With the disclosed sinusoidal variation technique, information beamforming for VLC can be performed in a fashion similar to regular RF beamforming by deploying an array of LEDs 203 (FIG. 2). As in RF beamforming with an array of antennas 103 (FIG. 1), controlling the phase and amplitude of the sinusoidal variations of individual elements of the array of LEDs allows for constructive and destructive interference of the transmitted light signals. As shown in FIG. 5A, constructively combined visible light signals 503 in the information beam region 212 (FIG. 1) results in data carrying light 506 whose intensity variation becomes more obvious as the interference combines to amplify the signal variation. The resulting data carrying light signal 506 with more intensity variation corresponds to a stronger signal at the photo-detector 206 (FIG. 2) or other optical receiver.

On the other hand, visible light signals 503 outside the information beam region 212 are destructively combined to cancel the light density variation of each other resulting in uniform intensity light 509, while the average density is still kept the same as the light in the beam as illustrated in FIG. 5B. Consequently, while information is directed to a specific information beam region 212, the intensity of the light remains constant outside of the information beam region 212. Since average intensity is the same for the light inside and outside of the information beam region 212, a homogeneous illumination is provided in the environment.

Referring next to FIG. 6, shown is an example of a VLC system 600 that can utilize sinusoidal intensity variation of the light signals for information communication. The VLC system 600 includes a controller 603 configured to control operation of an array of LED elements 203 that is positioned within a space. For example, the array of LED elements 203 may be a fixture mounted to a ceiling of an office or work space, living space or residence, commercial space (e.g., airport, mall, etc.) or other publically accessible area. The controller 603 can control individual LED elements of the array 203 to sinusoidally vary the intensity of the light produced by the individual LED elements. By controlling the phase and amplitude of the sinusoidal intensity variations, the omni-directional light emitted from the individual LED elements can be constructively combined to generate a data carrying light beam within an information beam region 212, while the omni-directional light outside the information beam region 212 is destructively combined to generate omni-directional illumination 209 with a uniform intensity light.

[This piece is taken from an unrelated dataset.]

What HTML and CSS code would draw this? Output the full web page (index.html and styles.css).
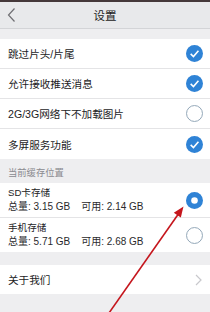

The controller 603 can act as an interface for establishing a link between a network device 606 (e.g., a computing device, server, gateway, router, etc.) through a network 609. The network 113 may comprise, for example, the Internet, intranets, extranets, wide area networks (WANs), local area networks (LANs), wired networks, wireless networks, or other suitable networks, etc., or any combination of two or more such networks. In other embodiments, the controller 603 may interface directly with a computer through a hardware connection or other communication link. In some implementations, the controller 603 and array of LED elements 203 may be integrated into a single unit such as, e.g., a light fixture, lamp, or other appropriate lighting device. The controller 603 can receive digital data from the network device 606 and convert it to corresponding sinusoidal variations for transmission as symbols over the data carrying light beam.

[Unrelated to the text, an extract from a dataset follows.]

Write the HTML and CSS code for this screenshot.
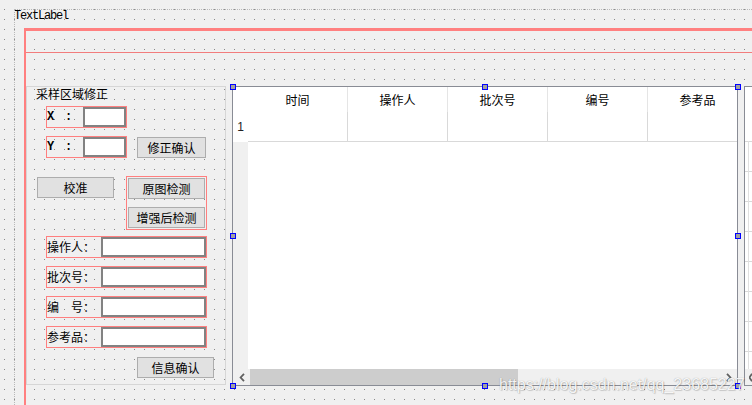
FILE: index.html
```html
<!DOCTYPE html>
<html>
<head>
<meta charset="utf-8">
<link rel="stylesheet" href="styles.css">
</head>
<body>
<div class="form">
  <div class="text-label">TextLabel</div>
  <div class="outer-layout">
    <div class="inner-layout">
      <div class="main-row">
        <div class="group">
          <div class="group-title">采样区域修正</div>
          <div class="row-x">
            <div class="lay field-xy"><span class="xy-label">X  :</span><span class="edit edit-xy"></span></div>
          </div>
          <div class="row-y">
            <div class="lay field-xy"><span class="xy-label">Y  :</span><span class="edit edit-xy"></span></div>
            <button class="btn btn-fix">修正确认</button>
          </div>
          <div class="row-cal">
            <button class="btn btn-cal">校准</button>
            <div class="lay detect">
              <button class="btn">原图检测</button>
              <button class="btn">增强后检测</button>
            </div>
          </div>
          <div class="fields">
            <div class="lay field"><span class="f-label">操作人：</span><span class="edit"></span></div>
            <div class="lay field"><span class="f-label">批次号：</span><span class="edit"></span></div>
            <div class="lay field"><span class="f-label">编　号：</span><span class="edit"></span></div>
            <div class="lay field"><span class="f-label">参考品：</span><span class="edit"></span></div>
          </div>
          <button class="btn btn-info">信息确认</button>
        </div>

        <div class="table">
          <div class="t-head">
            <div class="corner"></div>
            <div class="th">时间</div>
            <div class="th">操作人</div>
            <div class="th">批次号</div>
            <div class="th">编号</div>
            <div class="th">参考品</div>
          </div>
          <div class="t-row">
            <div class="rh">1</div>
            <div class="td"></div>
            <div class="td"></div>
            <div class="td"></div>
            <div class="td"></div>
            <div class="td"></div>
          </div>
          <div class="t-body">
            <div class="rh-fill"></div>
            <div class="vp"></div>
          </div>
          <div class="hscroll">
            <div class="arrow"><svg width="6" height="9" viewBox="0 0 6 9"><path d="M5 0.8 L1.6 4.5 L5 8.2" fill="none" stroke="#606060" stroke-width="1.8"/></svg></div>
            <div class="thumb"></div>
            <div class="track"></div>
            <div class="arrow"><svg width="6" height="9" viewBox="0 0 6 9"><path d="M1 0.8 L4.4 4.5 L1 8.2" fill="none" stroke="#606060" stroke-width="1.8"/></svg></div>
          </div>
          <span class="handle h-tl"></span>
          <span class="handle h-tm"></span>
          <span class="handle h-tr"></span>
          <span class="handle h-ml"></span>
          <span class="handle h-mr"></span>
          <span class="handle h-bl"></span>
          <span class="handle h-bm"></span>
          <span class="handle h-br"></span>
        </div>

        <div class="table2">
          <div class="t2-body">
            <div class="t2-rh"></div>
            <div class="t2-col"></div>
          </div>
          <div class="t2-scroll">
            <svg width="3" height="9" viewBox="0 0 3 9"><path d="M3 0.8 L0.4 4.5 L3 8.2" fill="none" stroke="#606060" stroke-width="1.8"/></svg>
          </div>
        </div>
      </div>
    </div>
  </div>
</div>
<div class="watermark">https://blog.csdn.net/qq_23685227</div>
</body>
</html>
```

FILE: styles.css
```css
* { box-sizing: border-box; }
html, body { margin: 0; }
body {
  width: 752px;
  height: 405px;
  overflow: hidden;
  position: relative;
  padding: 9px 0 0 14px;
  background-color: #f0f0f0;
  background-image: conic-gradient(from 270deg at 1px 1px, #8a8a8a 90deg, transparent 0);
  background-size: 10px 10px;
  background-position: 4px 9px;
  font-family: "Noto Sans CJK SC", "Liberation Sans", sans-serif;
  font-size: 12px;
  color: #000;
}
.form {
  height: 396px;
  border-top: 1px dotted #b8b8b8;
  border-left: 1px dotted #b8b8b8;
  overflow: hidden;
}
.text-label {
  font-family: "Liberation Mono", monospace;
  font-size: 12px;
  letter-spacing: -1.2px;
  line-height: 13px;
  height: 13px;
  margin-left: -1px;
}
.outer-layout {
  margin-top: 5px;
  margin-left: 9px;
  height: 377px;
  border-top: 3px solid #ff8080;
  border-left: 2px solid #ff8080;
  overflow: hidden;
}
.inner-layout {
  margin-top: 21px;
  border-top: 1px solid #f27c7c;
}
.main-row {
  display: flex;
  align-items: flex-start;
  margin-top: 33px;
}
.group {
  flex: none;
  width: 200px;
  height: 299px;
  border: 1px solid #d6d6d6;
}
.group-title {
  margin-left: 9px;
  height: 14px;
  line-height: 14px;
}
.lay {
  display: flex;
  border: 1px solid #ff7f7f;
}
.row-x { margin: 5px 0 0 19px; }
.field-xy { width: 81px; height: 22px; }
.xy-label {
  width: 36px;
  flex: none;
  font-family: "Liberation Mono", monospace;
  font-weight: bold;
  font-size: 12px;
  letter-spacing: -1.2px;
  line-height: 20px;
  white-space: pre;
}
.edit {
  display: block;
  flex: none;
  height: 20px;
  background: #fff;
  border: 2px solid #828282;
}
.edit-xy { width: 43px; }
.btn {
  display: block;
  padding: 0;
  margin: 0;
  font-family: "Noto Sans CJK SC", "Liberation Sans", sans-serif;
  font-size: 12px;
  line-height: 19px;
  color: #000;
  background: #e1e1e1;
  border: 1px solid #adadad;
  border-radius: 0;
  width: 77px;
  height: 21px;
}
.row-y {
  display: flex;
  align-items: flex-start;
  margin: 8px 0 0 19px;
}
.btn-fix { width: 69px; margin: 1px 0 0 10px; }
.row-cal {
  display: flex;
  align-items: flex-start;
  margin: 18px 0 0 10px;
}
.btn-cal { margin-top: 1px; }
.detect {
  flex-direction: column;
  gap: 8px;
  padding: 1px;
  margin-left: 12px;
  width: 81px;
  height: 54px;
}
.fields {
  display: flex;
  flex-direction: column;
  gap: 8px;
  margin: 6px 0 0 19px;
}
.field { width: 161px; height: 22px; }
.f-label { width: 54px; flex: none; line-height: 20px; }
.field .edit { width: 105px; }
.btn-info { margin: 9px 0 0 110px; }

.table {
  flex: none;
  position: relative;
  display: flex;
  flex-direction: column;
  margin-left: 6px;
  width: 506px;
  height: 300px;
  border: 1px solid #898c95;
  background: #fff;
}
.t-head, .t-row { display: flex; flex: none; overflow: hidden; }
.t-head { height: 25px; }
.t-row { height: 30px; }
.corner, .rh { width: 15px; flex: none; background: #fff; }
.th {
  width: 100px;
  flex: none;
  text-align: center;
  line-height: 25px;
  border-right: 1px solid #e5e5e5;
}
.rh {
  text-align: center;
  line-height: 30px;
  font-family: "Liberation Sans", sans-serif;
  color: #222;
}
.td {
  width: 100px;
  flex: none;
  border-right: 1px solid #d9d9d9;
  border-bottom: 1px solid #d9d9d9;
}
.t-body { flex: 1; display: flex; }
.rh-fill { width: 15px; flex: none; background: #f0f0f0; }
.vp { flex: 1; background: #fff; }
.hscroll {
  flex: none;
  display: flex;
  height: 16px;
  background: #f0f0f0;
}
.arrow {
  width: 17px;
  flex: none;
  display: flex;
  align-items: center;
  justify-content: center;
}
.thumb { width: 268px; flex: none; background: #cdcdcd; }
.track { flex: 1; }
.handle {
  position: absolute;
  width: 6px;
  height: 6px;
  border: 1px solid #0000ff;
  background: #a0a0a0;
}
.h-tl { left: -3px; top: -3px; }
.h-tm { left: 249px; top: -3px; }
.h-tr { left: 502px; top: -3px; }
.h-ml { left: -3px; top: 146px; }
.h-mr { left: 502px; top: 146px; }
.h-bl { left: -3px; top: 296px; }
.h-bm { left: 249px; top: 296px; }
.h-br { left: 502px; top: 296px; }

.table2 {
  flex: none;
  display: flex;
  flex-direction: column;
  margin-left: 6px;
  width: 8px;
  height: 300px;
  border: 1px solid #898c95;
  border-right: none;
  background: #fff;
}
.t2-body { flex: 1; display: flex; }
.t2-rh {
  width: 3px;
  flex: none;
  margin-top: 54px;
  background: repeating-linear-gradient(to bottom, #d9d9d9 0 1px, #fff 1px 30px);
}
.t2-col {
  flex: 1;
  margin-top: 54px;
  border-left: 1px solid #e0e0e0;
  background: repeating-linear-gradient(to bottom, #d9d9d9 0 1px, #fff 1px 30px);
}
.t2-scroll {
  flex: none;
  height: 16px;
  display: flex;
  align-items: center;
  justify-content: flex-end;
  background: #f0f0f0;
}
.watermark {
  position: absolute;
  left: 499px;
  top: 376px;
  font-family: "Liberation Sans", sans-serif;
  font-size: 16px;
  line-height: 18px;
  white-space: nowrap;
  color: rgba(255, 255, 255, 0.92);
  text-shadow: 0 0 1px rgba(0, 0, 0, 0.35), 1px 1px 1px rgba(0, 0, 0, 0.15);
}
```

The VLC system 600 also includes an optical receiver such as a photodetector 203 or other light sensing device. The optical receiver can be located within the space such that it can detect the data carrying light beam within the information beam region 212. The intensity variations of the data carrying light beam can be converted to sinusoidal currents which can be converted to symbols by processing circuitry 612. For example, the processing circuitry 612 can convert the sinusoidal output to digital data, which can be communicated to a computing device 615 such as, but not limited to, a computer, laptop, tablet, or smart phone. In some implementations, the optical receiver and processing circuitry 612 can be combined in a single device or can be included as part of the computing device 615.

Bi-directional VLC can be established by co-locating both an optical receiver and an array of LED elements. For example, a light source (e.g., a ceiling fixture, lamp, etc.) can include one or more photodetectors 203 with processing circuitry 612 and an array of LED elements 203 with controller 603. The photodetectors 203 can be configured to detect data carrying light beams received from one or more directions. The controller 603 may be configured to determine the source location of the detected data carrying light beam and control the operation of the individual LED elements to establish a responding data carrying light beam. For instance, a computing device 615 can be coupled to a desk lamp configured to carry out VLC with, e.g., a light fixture mounted on a ceiling or wall around the lamp. In this way, a communication link can be established between the computing device 615 and a remotely located network device 606. Since the communications are limited to the information beam region 212, the link is secured from outside access.

It should be emphasized that the above-described embodiments of the present disclosure are merely possible examples of implementations set forth for a clear understanding of the principles of the disclosure. Many variations and modifications may be made to the above-described embodiment(s) without departing substantially from the spirit and principles of the disclosure. All such modifications and variations are intended to be included herein within the scope of this disclosure and protected by the following claims.

It should be noted that ratios, concentrations, amounts, and other numerical data may be expressed herein in a range format. It is to be understood that such a range format is used for convenience and brevity, and thus, should be interpreted in a flexible manner to include not only the numerical values explicitly recited as the limits of the range, but also to include all the individual numerical values or sub-ranges encompassed within that range as if each numerical value and sub-range is explicitly recited. To illustrate, a concentration range of “about 0.1% to about 5%” should be interpreted to include not only the explicitly recited concentration of about 0.1 wt % to about 5 wt %, but also include individual concentrations (e.g., 1%, 2%, 3%, and 4%) and the sub-ranges (e.g., 0.5%, 1.1%, 2.2%, 3.3%, and 4.4%) within the indicated range. The term “about” can include traditional rounding according to significant figures of numerical values. In addition, the phrase “about ‘x’ to ‘y’” includes “about ‘x’ to about ‘y’”.